People will never believe that the parliamentary system represents them if, in an ethnically diverse society there are few non-white MPs and in a society where women regard themselves as equal citizens parliament is overwhelmingly male.  We have made progress on both these fronts and women and non-white MPs have strengthened our parliament, made it more representative and widened the political agenda – but we still have further to go.  This is not political correctness – but a democratic imperative.

 

We need to keep the voting system under review.

W have already done a great deal of innovation on voting systems. In our first term, we introduced proportional representation voting systems to the Scottish Parliament, and National Assembly for Wales, Mayoral and Greater London Assembly elections.  We are reviewing the experience of these new electoral systems.  Before the General Election an official level review on these systems began.

 

This review is at an early stage, and will look at existing evidence of the operation of these voting systems.  Any decisions on the next steps for the review will need to be taken in the light of emerging findings.  But we remain committed as we set out in our manifesto – that there would have to be a referendum before any change to the voting system for Westminster.

 

We need to make the voting system easy and convenient.

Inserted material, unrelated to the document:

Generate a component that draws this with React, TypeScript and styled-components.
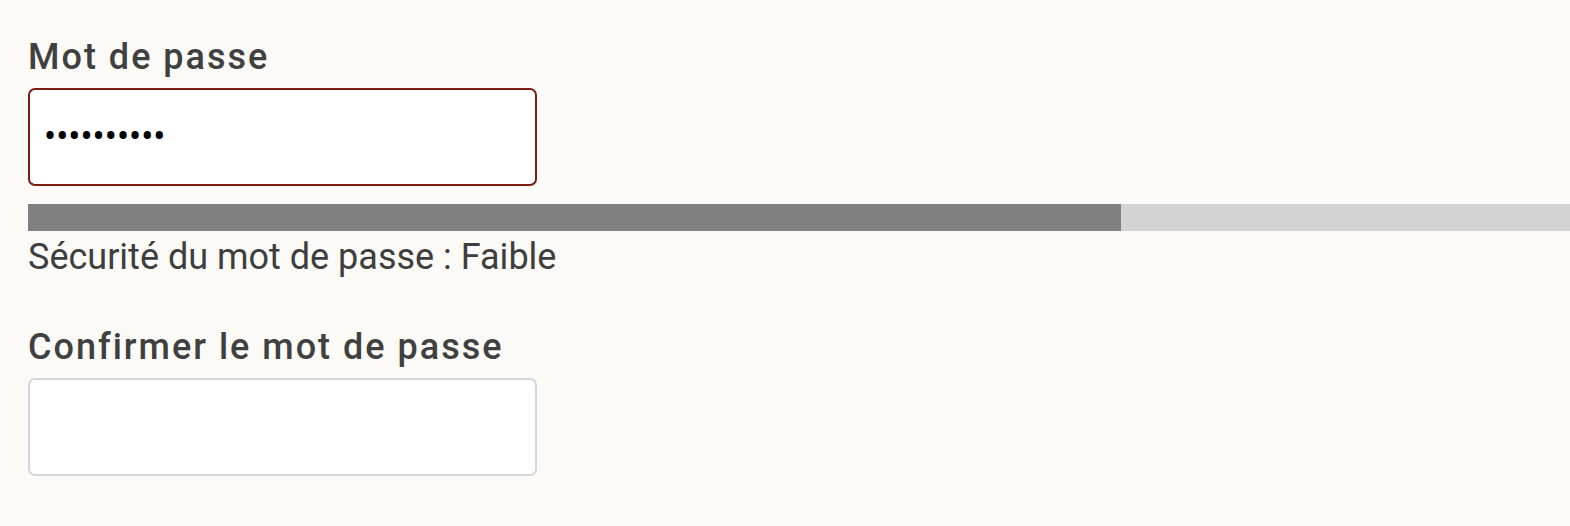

Physical access to polling stations is important, particularly for those with mobility problems who want to vote in person.

The use of Braille ballot papers and tactile voting devices is important for the visually impaired.

And it is important also to acknowledge the popularity of postal voting on demand.

 

We need to draw on all the ideas that are being put into the debate – by organisations such as DEMOS and initiatives such as The Power Commission being led by Helena Kennedy.

 
Working together to make progress

 

It is perfectly clear that government does not have a monopoly of wisdom on this.

 

My department wants to draw on your experience as those who work in the field.  And we must also must listen to, consult and involve the public.

 

I look forward to working with you as we take this forward.